◆ Set exercise ◆
Find the lines containing the word "this" and copy every one of them.

— Start —

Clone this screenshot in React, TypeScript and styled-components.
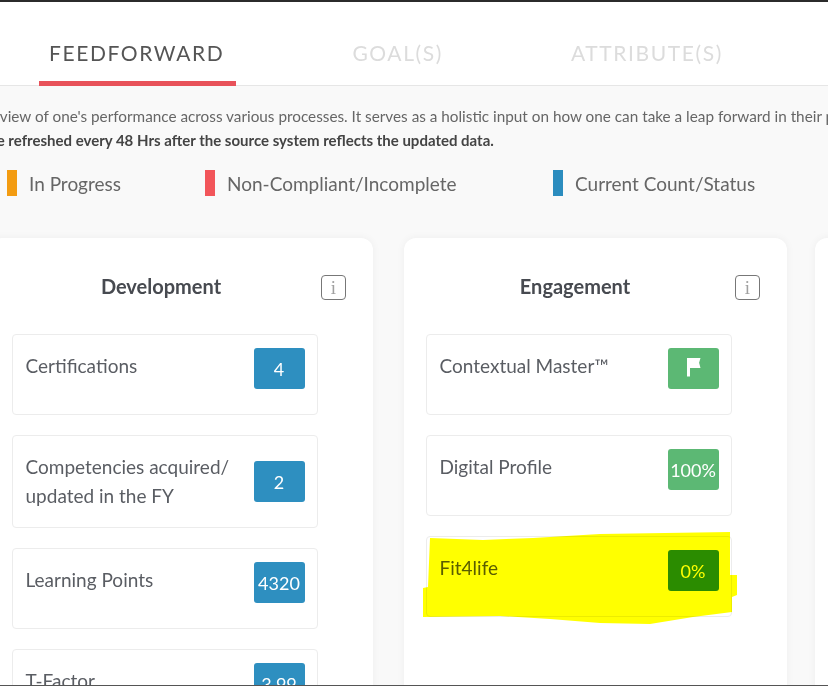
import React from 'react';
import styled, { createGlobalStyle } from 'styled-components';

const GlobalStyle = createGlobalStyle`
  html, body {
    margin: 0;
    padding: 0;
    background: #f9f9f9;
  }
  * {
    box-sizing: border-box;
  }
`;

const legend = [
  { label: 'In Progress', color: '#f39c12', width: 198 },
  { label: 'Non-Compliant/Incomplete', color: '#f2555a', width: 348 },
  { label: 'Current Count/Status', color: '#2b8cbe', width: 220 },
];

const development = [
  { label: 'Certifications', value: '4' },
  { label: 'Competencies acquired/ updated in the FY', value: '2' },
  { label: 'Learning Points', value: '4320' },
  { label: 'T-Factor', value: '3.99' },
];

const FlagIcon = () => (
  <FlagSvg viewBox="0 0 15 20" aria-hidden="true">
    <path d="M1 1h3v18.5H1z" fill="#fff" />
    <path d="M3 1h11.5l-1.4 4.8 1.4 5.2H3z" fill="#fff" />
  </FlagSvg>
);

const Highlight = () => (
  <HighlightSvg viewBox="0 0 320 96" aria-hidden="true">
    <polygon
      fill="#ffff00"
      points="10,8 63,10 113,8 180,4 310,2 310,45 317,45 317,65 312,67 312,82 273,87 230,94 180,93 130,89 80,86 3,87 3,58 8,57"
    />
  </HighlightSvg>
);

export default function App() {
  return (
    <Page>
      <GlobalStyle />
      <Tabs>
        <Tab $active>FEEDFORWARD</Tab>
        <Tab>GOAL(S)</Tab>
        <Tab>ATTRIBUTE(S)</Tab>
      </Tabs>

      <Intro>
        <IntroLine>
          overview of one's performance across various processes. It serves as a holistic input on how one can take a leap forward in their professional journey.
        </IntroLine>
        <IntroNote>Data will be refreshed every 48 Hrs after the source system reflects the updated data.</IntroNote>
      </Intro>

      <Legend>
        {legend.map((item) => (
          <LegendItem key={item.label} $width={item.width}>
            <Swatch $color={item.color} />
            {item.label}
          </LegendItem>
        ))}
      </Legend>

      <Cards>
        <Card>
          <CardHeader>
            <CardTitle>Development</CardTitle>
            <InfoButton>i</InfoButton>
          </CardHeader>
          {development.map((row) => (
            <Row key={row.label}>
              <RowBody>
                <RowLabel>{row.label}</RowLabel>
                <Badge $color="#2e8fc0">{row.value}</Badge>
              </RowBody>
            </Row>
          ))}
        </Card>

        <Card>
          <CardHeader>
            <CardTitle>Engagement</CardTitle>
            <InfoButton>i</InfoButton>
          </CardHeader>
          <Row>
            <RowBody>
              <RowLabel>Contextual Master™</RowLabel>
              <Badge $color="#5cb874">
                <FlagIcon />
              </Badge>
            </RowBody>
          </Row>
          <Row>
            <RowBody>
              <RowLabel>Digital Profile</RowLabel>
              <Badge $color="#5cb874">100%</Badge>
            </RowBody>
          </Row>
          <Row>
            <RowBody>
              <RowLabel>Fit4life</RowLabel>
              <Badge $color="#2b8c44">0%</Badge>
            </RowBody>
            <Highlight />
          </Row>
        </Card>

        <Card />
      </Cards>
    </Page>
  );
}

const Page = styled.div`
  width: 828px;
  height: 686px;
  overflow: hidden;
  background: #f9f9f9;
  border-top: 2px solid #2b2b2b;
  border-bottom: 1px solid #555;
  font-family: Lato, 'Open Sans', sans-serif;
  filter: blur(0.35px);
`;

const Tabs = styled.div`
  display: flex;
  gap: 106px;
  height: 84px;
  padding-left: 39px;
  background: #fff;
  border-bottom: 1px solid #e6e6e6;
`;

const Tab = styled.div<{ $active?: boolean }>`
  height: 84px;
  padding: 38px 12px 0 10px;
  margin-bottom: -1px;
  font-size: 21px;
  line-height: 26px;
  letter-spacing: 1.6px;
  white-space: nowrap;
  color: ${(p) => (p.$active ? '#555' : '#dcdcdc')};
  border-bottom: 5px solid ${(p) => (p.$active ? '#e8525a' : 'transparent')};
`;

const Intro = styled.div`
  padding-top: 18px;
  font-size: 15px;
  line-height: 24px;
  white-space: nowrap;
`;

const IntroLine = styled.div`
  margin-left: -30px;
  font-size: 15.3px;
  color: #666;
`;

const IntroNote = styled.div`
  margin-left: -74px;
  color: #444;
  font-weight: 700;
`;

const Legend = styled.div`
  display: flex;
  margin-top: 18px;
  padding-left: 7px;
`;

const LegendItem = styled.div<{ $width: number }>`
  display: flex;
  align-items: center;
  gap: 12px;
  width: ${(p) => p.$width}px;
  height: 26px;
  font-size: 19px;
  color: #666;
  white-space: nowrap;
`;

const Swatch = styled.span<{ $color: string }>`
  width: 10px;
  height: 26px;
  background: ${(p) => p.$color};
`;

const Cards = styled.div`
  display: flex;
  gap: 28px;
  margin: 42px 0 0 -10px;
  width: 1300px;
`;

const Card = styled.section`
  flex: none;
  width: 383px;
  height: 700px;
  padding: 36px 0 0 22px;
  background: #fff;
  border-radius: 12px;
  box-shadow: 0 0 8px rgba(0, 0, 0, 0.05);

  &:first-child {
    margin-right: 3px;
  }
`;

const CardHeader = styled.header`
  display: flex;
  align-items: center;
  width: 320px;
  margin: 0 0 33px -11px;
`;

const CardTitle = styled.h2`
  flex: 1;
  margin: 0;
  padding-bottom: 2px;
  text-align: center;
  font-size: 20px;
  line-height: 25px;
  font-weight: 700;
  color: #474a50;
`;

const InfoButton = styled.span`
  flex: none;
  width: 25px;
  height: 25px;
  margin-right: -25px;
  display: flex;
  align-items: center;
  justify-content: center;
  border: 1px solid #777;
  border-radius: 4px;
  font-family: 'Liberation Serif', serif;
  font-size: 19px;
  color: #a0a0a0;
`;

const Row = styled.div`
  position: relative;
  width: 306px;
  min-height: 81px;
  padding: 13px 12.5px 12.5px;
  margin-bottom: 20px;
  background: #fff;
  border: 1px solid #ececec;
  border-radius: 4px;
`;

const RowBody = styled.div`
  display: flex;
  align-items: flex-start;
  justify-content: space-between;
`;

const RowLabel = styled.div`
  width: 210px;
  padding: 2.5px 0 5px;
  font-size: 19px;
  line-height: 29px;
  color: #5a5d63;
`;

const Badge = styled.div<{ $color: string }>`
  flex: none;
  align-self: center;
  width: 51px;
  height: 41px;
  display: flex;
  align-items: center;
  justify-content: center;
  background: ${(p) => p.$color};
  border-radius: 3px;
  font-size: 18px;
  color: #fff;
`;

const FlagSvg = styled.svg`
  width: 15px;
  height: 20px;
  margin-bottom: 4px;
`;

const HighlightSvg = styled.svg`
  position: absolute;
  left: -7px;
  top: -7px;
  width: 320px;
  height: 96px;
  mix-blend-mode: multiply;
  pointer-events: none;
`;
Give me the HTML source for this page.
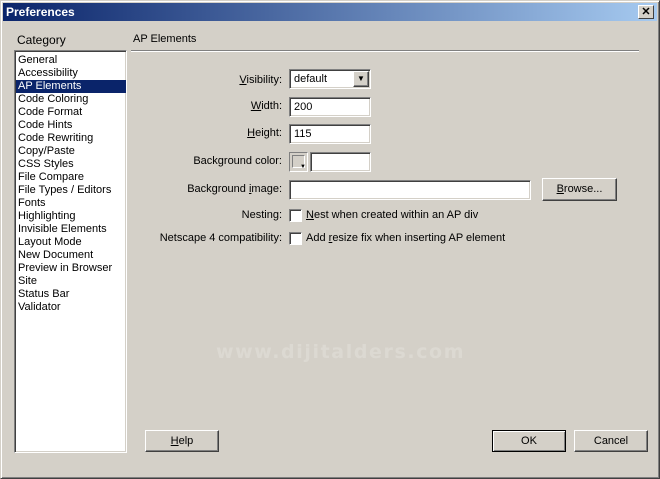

— End —

◆ Reply to the task ◆
Clone this screenshot in React, TypeScript and styled-components.
Give me the HTML source for this page.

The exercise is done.